### EXERCISE TASK
Output only the count of lines that contain "this".

### INFORMATION SUPPLIED
# # #
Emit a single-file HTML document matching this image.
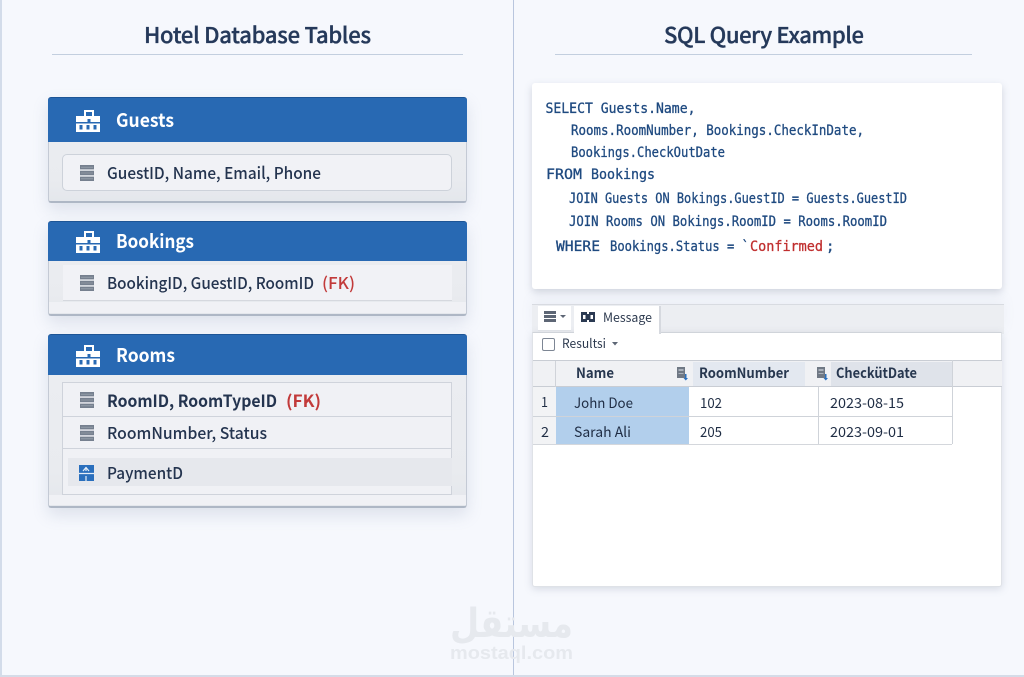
<!DOCTYPE html>
<html><head><meta charset="utf-8"><style>
html,body{margin:0;padding:0;width:1024px;height:677px;overflow:hidden;background:#f6f8fd}
.b{position:absolute;box-sizing:border-box}
.card{background:linear-gradient(#eceef2,#e9ebef 80%,#e4e7ec);border:1px solid #c4cad5;border-top:0;border-bottom:2px solid #aeb7c5;border-radius:3px;box-shadow:0 7px 16px rgba(120,135,165,.2)}
.hd{background:#2869b3;border-top:1px solid #1d5596;border-radius:3px 3px 0 0}
svg{position:absolute;left:0;top:0}
text{font-family:"Noto Sans CJK JP","Liberation Sans",sans-serif}
.m{font-family:"DejaVu Sans Mono","Liberation Mono",monospace;font-size:14px;fill:#1f4a80;stroke:#1f4a80;stroke-width:.3}
.r{font-size:16.500px;fill:#24344f;font-weight:500}
.h{font-size:19px;fill:#fff;font-weight:700}
.t{font-size:22px;fill:#25395a;font-weight:500;stroke:#25395a;stroke-width:.35}
.c{font-size:14px;fill:#1f2d44;font-weight:400}
.ch{font-size:14px;fill:#27374f;font-weight:700}
</style></head><body>
<div class="b" style="left:0;top:0;width:2px;height:677px;background:#d3dcea"></div>
<div class="b" style="left:512.500px;top:0;width:1.500px;height:677px;background:#b9c6de"></div>
<div class="b" style="left:0;top:675px;width:1024px;height:2px;background:#d5dce8"></div>
<div class="b" style="left:52px;top:54px;width:411px;height:1px;background:#c3cfdf"></div>
<div class="b" style="left:555px;top:54px;width:417px;height:1px;background:#c3cfdf"></div>

<div class="b card" style="left:48px;top:97px;width:419px;height:106px"></div>
<div class="b hd" style="left:48px;top:97px;width:419px;height:45px"></div>
<div class="b" style="left:62px;top:154px;width:390px;height:37px;background:#f1f2f6;border:1px solid #cdd2da;border-radius:5px"></div>

<div class="b card" style="left:48px;top:221px;width:419px;height:95px"></div>
<div class="b hd" style="left:48px;top:221px;width:419px;height:40px"></div>
<div class="b" style="left:63px;top:265px;width:389px;height:36px;background:#f1f2f6;border-bottom:1px solid #d5d8de"></div>
<div class="b" style="left:49px;top:302px;width:417px;height:11px;background:#f0f1f5"></div>

<div class="b card" style="left:48px;top:334px;width:419px;height:174px"></div>
<div class="b hd" style="left:48px;top:334px;width:419px;height:41px"></div>
<div class="b" style="left:62px;top:382px;width:390px;height:113px;background:#f0f1f5;border:1px solid #cfd3db"></div>
<div class="b" style="left:62px;top:416px;width:390px;height:1px;background:#cfd3db"></div>
<div class="b" style="left:62px;top:448px;width:390px;height:1px;background:#cfd3db"></div>
<div class="b" style="left:68px;top:458px;width:384px;height:28px;background:#e6e8ed"></div>
<div class="b" style="left:49px;top:495px;width:417px;height:10px;background:#f0f1f5"></div>

<div class="b" style="left:532px;top:83px;width:470px;height:206px;background:#fff;border-radius:3px;box-shadow:0 3px 8px rgba(120,130,150,.3)"></div>

<div class="b" style="left:532px;top:304px;width:472px;height:30px;background:#eceef2;border-top:1px solid #d8dbe1;box-shadow:0 -6px 12px rgba(130,140,160,.08)"></div>
<div class="b" style="left:532px;top:332px;width:470px;height:255px;background:#fff;border-radius:0 0 3px 3px;border:1px solid #dfe2e7;border-top:1px solid #d0d4da;box-shadow:0 2px 8px rgba(120,130,150,.25)"></div>
<div class="b" style="left:538px;top:306px;width:33px;height:25px;background:#fff;border-bottom:1px solid #dfe2e7"></div>
<div class="b" style="left:574px;top:306px;width:87px;height:28px;background:#fff;border-right:2px solid #d6d9df"></div>
<div class="b" style="left:533px;top:360px;width:469px;height:27px;background:#f0f1f4;border-top:1px solid #c9cdd4;border-bottom:1px solid #c9cdd4"></div>
<div class="b" style="left:555px;top:361px;width:1px;height:83px;background:#d0d3d9"></div>
<div class="b" style="left:693px;top:362px;width:112px;height:24px;background:#e3e8f0"></div>
<div class="b" style="left:831px;top:362px;width:121px;height:24px;background:#dfe3ea"></div>
<div class="b" style="left:533px;top:387px;width:23px;height:57px;background:#f2f3f5"></div>
<div class="b" style="left:556px;top:387px;width:133px;height:57px;background:#b2cfec"></div>
<div class="b" style="left:533px;top:416px;width:419px;height:1px;background:#cfd3d9"></div>
<div class="b" style="left:533px;top:444px;width:419px;height:1px;background:#d4d7dc"></div>
<div class="b" style="left:818px;top:387px;width:1px;height:57px;background:#cfd3d9"></div>
<div class="b" style="left:952px;top:360px;width:1px;height:84px;background:#cfd3d9"></div>

<svg width="1024" height="677" viewBox="0 0 1024 677">
<defs>
<g id="hi"><path fill="#fff" fill-rule="evenodd" d="M8 0h10v6h6v6H14.500V9h-3v3H0V6h8z M10 2v4h6V2z"/><path fill="#fff" fill-rule="evenodd" d="M0 13.500h24V22H0z M3.500 15v4.500h3V15z M10.500 15v4.500h3V15z M17.500 15v4.500h3V15z"/></g>
<g id="ri"><path fill="#76808f" d="M0 0h14v4.400H0z M0 5.800h14v4.400H0z M0 11.600h14V16H0z"/><path stroke="#a3abb6" stroke-width=".6" d="M1 2.200h12M1 8h12M1 13.800h12"/></g>
<g id="si"><path fill="#6f7884" d="M1 0h8v11H1z"/><path fill="#aab1bb" d="M2.500 2h5v2h-5z M2.500 6h5v1h-5z"/></g>
</defs>

<text class="t" x="144" y="43" textLength="227" lengthAdjust="spacing">Hotel Database Tables</text>
<text class="t" x="664" y="43" textLength="200" lengthAdjust="spacing">SQL Query Example</text>

<use href="#hi" x="76" y="110"/><use href="#hi" x="76" y="231"/><use href="#hi" x="76" y="345"/>
<text class="h" x="116" y="127" textLength="58" lengthAdjust="spacingAndGlyphs">Guests</text>
<text class="h" x="116" y="248" textLength="78" lengthAdjust="spacingAndGlyphs">Bookings</text>
<text class="h" x="116" y="362" textLength="59" lengthAdjust="spacingAndGlyphs">Rooms</text>

<use href="#ri" x="80" y="165"/><use href="#ri" x="80" y="275"/><use href="#ri" x="80" y="392"/><use href="#ri" x="80" y="425"/>
<path fill="#2a6fbd" d="M79 465h15v16H79z"/><path stroke="#e6eef8" stroke-width="1.200" fill="none" d="M79 473.500h15M86 467v4M86 476v5M83 471l3-3.500 3 3.500"/>

<text class="r" x="107" y="179" textLength="214" lengthAdjust="spacingAndGlyphs">GuestID, Name, Email, Phone</text>
<text class="r" x="107" y="289" textLength="207" lengthAdjust="spacingAndGlyphs">BookingID, GuestID, RoomID</text>
<text class="r" x="322" y="289" textLength="33" lengthAdjust="spacingAndGlyphs" style="fill:#c23a3a">(FK)</text>
<text class="r" x="107" y="407" textLength="170" lengthAdjust="spacingAndGlyphs" style="font-weight:700">RoomID, RoomTypeID</text>
<text class="r" x="286" y="407" textLength="35" lengthAdjust="spacingAndGlyphs" style="fill:#c23a3a;font-weight:700">(FK)</text>
<text class="r" x="107" y="439" textLength="160" lengthAdjust="spacingAndGlyphs">RoomNumber, Status</text>
<text class="r" x="107" y="479" textLength="76" lengthAdjust="spacingAndGlyphs">PaymentD</text>

<text class="m" x="545.500" y="113" textLength="150" lengthAdjust="spacingAndGlyphs">SELECT Guests.Name,</text>
<text class="m" x="571" y="135" textLength="293" lengthAdjust="spacingAndGlyphs">Rooms.RoomNumber, Bookings.CheckInDate,</text>
<text class="m" x="571" y="157" textLength="154" lengthAdjust="spacingAndGlyphs">Bookings.CheckOutDate</text>
<text class="m" x="546" y="179" textLength="36" lengthAdjust="spacingAndGlyphs">FROM</text>
<text class="m" x="591" y="179" textLength="64" lengthAdjust="spacingAndGlyphs">Bookings</text>
<text class="m" x="569" y="203" textLength="338" lengthAdjust="spacingAndGlyphs">JOIN Guests ON Bokings.GuestID = Guests.GuestID</text>
<text class="m" x="569" y="226" textLength="318" lengthAdjust="spacingAndGlyphs">JOIN Rooms ON Bokings.RoomID = Rooms.RoomID</text>
<text class="m" x="556" y="251" textLength="44" lengthAdjust="spacingAndGlyphs">WHERE</text>
<text class="m" x="610" y="251" textLength="139" lengthAdjust="spacingAndGlyphs">Bookings.Status = `</text>
<text class="m" x="750" y="251" textLength="73" lengthAdjust="spacingAndGlyphs" style="fill:#c02f2f;stroke:#c02f2f">Confirmed</text>
<text class="m" x="826" y="251">;</text>

<path fill="#5d6675" d="M544 311h12v3h-12z M544 315h12v3h-12z M544 319h12v3h-12z"/>
<path fill="#5d6675" d="M560 315h6l-3 3z"/>
<path fill="#2b3a52" d="M581 312h14v10h-14z"/><path fill="#fff" d="M587 312h2v2h-2z M587 320h2v2h-2z M583 315h2.500v4H583z M590.500 315h2.500v4h-2.500z"/>
<text x="603" y="322" font-size="12.500" fill="#2d3a4f" textLength="49" lengthAdjust="spacingAndGlyphs">Message</text>

<rect x="542.500" y="338.500" width="12" height="12" rx="1.500" fill="#fff" stroke="#7d8694"/>
<text x="562" y="348" font-size="12.500" fill="#2d3a4f" textLength="44" lengthAdjust="spacingAndGlyphs">Resultsi</text>
<path fill="#5d6675" d="M612 342h6l-3 3.500z"/>

<text class="ch" x="576" y="378" textLength="38" lengthAdjust="spacingAndGlyphs">Name</text>
<use href="#si" x="676" y="367"/><path fill="#2a6fbd" d="M685 374h1.500v4h1.500l-2.200 2.500-2.300-2.500h1.500z"/>
<text class="ch" x="699" y="378" textLength="90" lengthAdjust="spacingAndGlyphs">RoomNumber</text>
<use href="#si" x="816" y="367"/><path fill="#2a6fbd" d="M825 374h1.500v4h1.500l-2.200 2.500-2.300-2.500h1.500z"/>
<text class="ch" x="836" y="378" textLength="81" lengthAdjust="spacingAndGlyphs">CheckütDate</text>

<text class="c" x="541" y="407" textLength="7" lengthAdjust="spacingAndGlyphs">1</text>
<text class="c" x="541" y="437" textLength="8" lengthAdjust="spacingAndGlyphs">2</text>
<text class="c" x="574" y="408" textLength="59" lengthAdjust="spacingAndGlyphs">John Doe</text>
<text class="c" x="574" y="437" textLength="57" lengthAdjust="spacingAndGlyphs">Sarah Ali</text>
<text class="c" x="700" y="408" textLength="22" lengthAdjust="spacingAndGlyphs">102</text>
<text class="c" x="700" y="437" textLength="22" lengthAdjust="spacingAndGlyphs">205</text>
<text class="c" x="830" y="408" textLength="74" lengthAdjust="spacingAndGlyphs">2023-08-15</text>
<text class="c" x="830" y="437" textLength="74" lengthAdjust="spacingAndGlyphs">2023-09-01</text>

<text x="450" y="637" font-size="40" font-weight="700" fill="#e6e9ee" textLength="123" lengthAdjust="spacingAndGlyphs" style="font-family:'DejaVu Sans',sans-serif">مستقل</text>
<text x="450" y="659" font-size="18" font-weight="700" fill="#e6e9ee" textLength="123" lengthAdjust="spacingAndGlyphs" style="font-family:'Liberation Sans',sans-serif">mostaql.com</text>
</svg>
</body></html>
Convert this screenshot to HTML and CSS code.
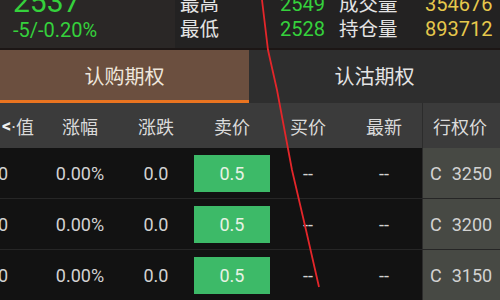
FILE: index.html
```html
<!DOCTYPE html>
<html lang="zh-CN">
<head>
  <meta charset="UTF-8" />
  <title>期权</title>
  <link rel="stylesheet" href="styles.css">
</head>
<body>
  <div class="quote">
    <div class="price">
      <div class="last">2537</div>
      <div class="change">-5/-0.20%</div>
    </div>
    <div class="stats">
      <span class="label">最高</span><span class="num up">2549</span><span class="label">成交量</span><span class="num gold">354676</span>
      <span class="label">最低</span><span class="num up">2528</span><span class="label">持仓量</span><span class="num gold">893712</span>
    </div>
  </div>

  <div class="tabs">
    <div class="tab active">认购期权</div>
    <div class="tab">认沽期权</div>
  </div>

  <div class="table">
    <div class="row head">
      <div class="cell first"><b class="back">&lt;</b>·值</div>
      <div class="cell">涨幅</div>
      <div class="cell">涨跌</div>
      <div class="cell">卖价</div>
      <div class="cell">买价</div>
      <div class="cell">最新</div>
      <div class="cell strike">行权价</div>
    </div>
    <div class="row">
      <div class="cell first gold"><span>1.20</span></div>
      <div class="cell">0.00%</div>
      <div class="cell">0.0</div>
      <div class="cell"><span class="ask">0.5</span></div>
      <div class="cell">--</div>
      <div class="cell">--</div>
      <div class="cell strike"><span class="cp">C</span>3250</div>
    </div>
    <div class="row">
      <div class="cell first gold"><span>1.20</span></div>
      <div class="cell">0.00%</div>
      <div class="cell">0.0</div>
      <div class="cell"><span class="ask">0.5</span></div>
      <div class="cell">--</div>
      <div class="cell">--</div>
      <div class="cell strike"><span class="cp">C</span>3200</div>
    </div>
    <div class="row">
      <div class="cell first gold"><span>1.20</span></div>
      <div class="cell">0.00%</div>
      <div class="cell">0.0</div>
      <div class="cell"><span class="ask">0.5</span></div>
      <div class="cell">--</div>
      <div class="cell">--</div>
      <div class="cell strike"><span class="cp">C</span>3150</div>
    </div>
  </div>

  <svg class="mark" width="500" height="300" viewBox="0 0 500 300">
    <polyline points="262,0 268,50 277,90 292,170 306,230 319,287" fill="none" stroke="#e3262a" stroke-width="1.8"/>
  </svg>
</body>
</html>
```

FILE: styles.css
```css
:root {
  --bg: #121212;
  --up: #35d13c;
  --gold: #e6c84c;
  --text: #dcdcdc;
  --tab: #6b4f3f;
  --orange: #ea7420;
  --head: #3b3b3b;
  --strike: #474944;
}
* { box-sizing: border-box; }
body {
  margin: 0;
  width: 500px; height: 300px;
  overflow: hidden;
  background: var(--bg);
  color: var(--text);
  font-family: Roboto, "Noto Sans CJK SC", sans-serif;
  position: relative;
}

.quote {
  height: 50px;
  display: flex;
  overflow: hidden;
  border-bottom: 2px solid #1c1615;
}
.price {
  width: 175px;
  background: #2a2726;
  padding-left: 13px;
}
.last { font-size: 30px; line-height: 30px; margin-top: -13px; color: var(--up); }
.change { font-size: 20px; line-height: 26px; color: var(--up); }
.stats {
  flex: 1;
  background: #232222;
  display: grid;
  grid-template-columns: 100px 59px 86px auto;
  grid-auto-rows: 25px;
  padding-left: 5px;
  align-content: start;
  position: relative;
  top: -8px;
  height: 58px;
  font-size: 19.5px;
  line-height: 25px;
}
.label { color: #e4e4e4; }
.num { font-size: 20px; }
.up { color: var(--up); }
.gold { color: var(--gold); }

.tabs {
  display: flex;
  height: 53px;
}
.tab {
  flex: 1;
  display: flex; align-items: center; justify-content: center;
  background: #2e2e2e;
  font-size: 20px;
  color: #e4e4e4;
  padding-bottom: 3px;
}
.tab.active {
  flex: 0 0 249px;
  background: var(--tab);
  border-bottom: 3px solid var(--orange);
  padding-bottom: 0;
  color: #eee6dc;
}

.row {
  display: flex;
  height: 51px;
  border-bottom: 1px solid #262626;
}
.row.head {
  height: 45px;
  background: var(--head);
  border-bottom: none;
}
.cell {
  width: 76px;
  display: flex; align-items: center; justify-content: center;
  font-size: 18px;
  color: #d2d2d2;
}
.head .cell { color: #dadada; }
.cell.first {
  width: 42px;
  justify-content: flex-start;
  overflow: hidden;
}
.head .cell.first { padding-left: 2px; }
.back { font-weight: 700; color: #f0f0f0; }
.row:not(.head) .cell.first span { margin-left: -27px; }
.cell.strike {
  flex: 1;
  width: auto;
  background: var(--strike);
  border-left: 1px solid #2c2c2c;
  justify-content: flex-start;
  padding-left: 7px;
}
.head .cell.strike { background: var(--head); padding-left: 10px; }
.cp { margin-right: 10px; }
.ask {
  width: 77px; height: 37px;
  background: #3dba68;
  color: #e8f2e4;
  display: flex; align-items: center; justify-content: center;
}

.mark {
  position: absolute;
  left: 0; top: 0;
  pointer-events: none;
}
```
# # #
### TASK RESULT
2